That's really interesting. I've been worried that the micro array will cost us an arm and a leg (they send the blood to England), and then come back with nothing because my children aren't severely affected. My daughter had slight developmental delays, some birth defects, learning difficulties, speech delays and moderate behavioural and psychiatric problems. Only very slight dysmorphic features. So far, my youngest daughter seems to be the least affected, more like her brothers were.

I've heard of Angelman Syndrome, though I don't know much about it. Good luck, I hope you get some answers real soon. Sometimes, I think whatever my kids get diagnosed with, we'll handle it. As long as we can stop living in this uncertainty. But, I guess that's not really true. Some diagnoses are really scary. And sometimes I still hope that we don't have a common diagnosis that will affect all of our kids. :nope:


----------



## Ninagrrl

I'm glad we know that my DD has HME but it's also nerve wracking because it's mostly a waiting game now to see how this will effect her. I guess ignorance is bliss but I still think knowing (however torturous) is the better option. At least we will be monitoring her condition so that we can catch things early on. It's just a bit scary.
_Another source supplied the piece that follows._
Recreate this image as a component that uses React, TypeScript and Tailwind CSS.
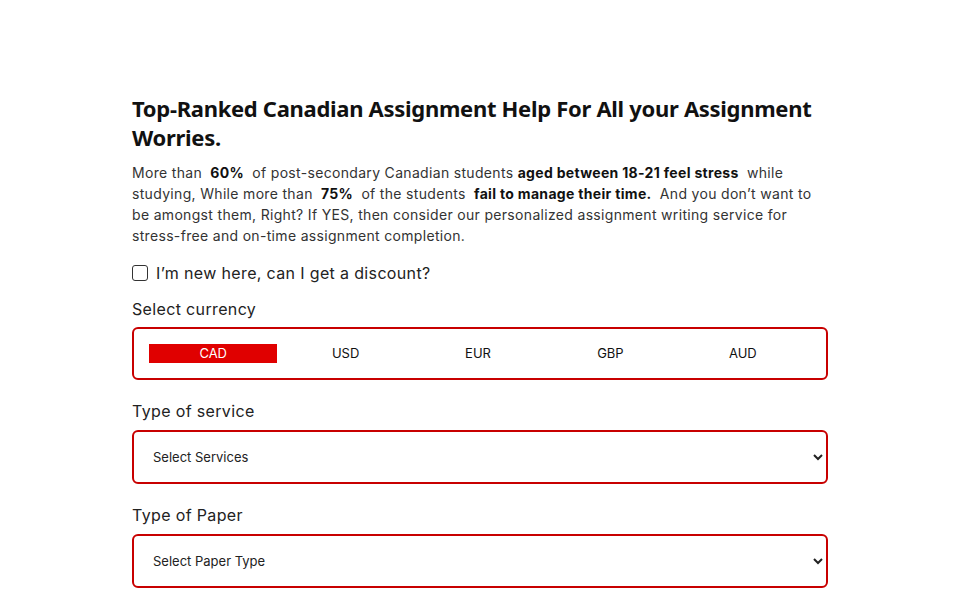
import React, { useState } from "react";

export default function App() {
  const [cur, setCur] = useState("CAD");
  const currencies = ["CAD", "USD", "EUR", "GBP", "AUD"];
  return (
    <div className="min-h-[600px] bg-white text-[#222] tracking-[0.35px]" style={{ fontFamily: "Inter, 'Noto Sans', sans-serif" }}>
      <div className="w-[696px] ml-[132px] pt-[94px]">
        <h1 className="text-[22px] leading-[29px] font-bold text-[#111] tracking-[-0.3px]" style={{ fontFamily: "'Noto Sans', sans-serif" }}>
          Top-Ranked Canadian Assignment Help For All your Assignment Worries.
        </h1>
        <p className="mt-[10px] text-[14px] leading-[21px] text-[#333] tracking-[0.32px]">
          More than <b className="font-bold text-[#111] mx-[4px]">60%</b> of post-secondary Canadian students{" "}
          <b className="font-bold text-[#111] mr-[4px]">aged between 18-21 feel stress</b> while studying, While more than{" "}
          <b className="font-bold text-[#111] mx-[4px]">75%</b> of the students{" "}
          <b className="font-bold text-[#111] ml-[4px] mr-[4px]">fail to manage their time.</b> And you don’t want to be amongst them, Right? If YES, then consider our personalized assignment writing service for stress-free and on-time assignment completion.
        </p>
        <label className="mt-[15px] flex items-center gap-[8px] text-[16px] leading-[24px] text-[#222]">
          <span className="w-[16px] h-[16px] rounded-[3px] border border-[#333] bg-white inline-block" />
          I’m new here, can I get a discount?
        </label>
        <div className="mt-[12px] text-[16px] leading-[24px] text-[#222]">Select currency</div>
        <div className="mt-[6px] h-[53px] border-2 border-[#c80000] rounded-[6px] px-[15px] flex items-center">
          {currencies.map((c) => (
            <button
              key={c}
              onClick={() => setCur(c)}
              className={
                "flex-1 h-[19px] text-[13px] leading-[19px] text-center mr-[4px] tracking-normal " +
                (cur === c ? "bg-[#e00000] text-white" : "bg-transparent text-[#111]")
              }
            >
              {c}
            </button>
          ))}
        </div>
        <div className="mt-[19px] text-[16px] leading-[24px] text-[#222]">Type of service</div>
        <select className="mt-[7px] w-full h-[54px] border-2 border-[#c80000] rounded-[6px] bg-white pl-[15px] pr-[1px] text-[13px] text-[#222] tracking-normal">
          <option>Select Services</option>
        </select>
        <div className="mt-[19px] text-[16px] leading-[24px] text-[#222]">Type of Paper</div>
        <select className="mt-[7px] w-full h-[54px] border-2 border-[#c80000] rounded-[6px] bg-white pl-[15px] pr-[1px] text-[13px] text-[#222] tracking-normal">
          <option>Select Paper Type</option>
        </select>
      </div>
    </div>
  );
}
With my son, physically he is very healthy, the only reason to find out what he has is in case there are other complications that come with his disorder that may affect his life, like walking issues later on when he gets bigger/older due to the skeletal dysmorphia. It is always better to know then not knowing but I think knowing is harder because then it becomes real.


----------



## purplerat

Recently we've noticed my youngest son has a growth on his toe and it's bending off to the right slightly so we think he has HME too, just not sure of the extent, he also has a few lumps on his ribs but they are symmetrical so that may just be him. I would be interested in having them tested (mainly my eldest as he is not showing any signs yet). My partner is quite severe and I hope my son won't be to the sane extent x


----------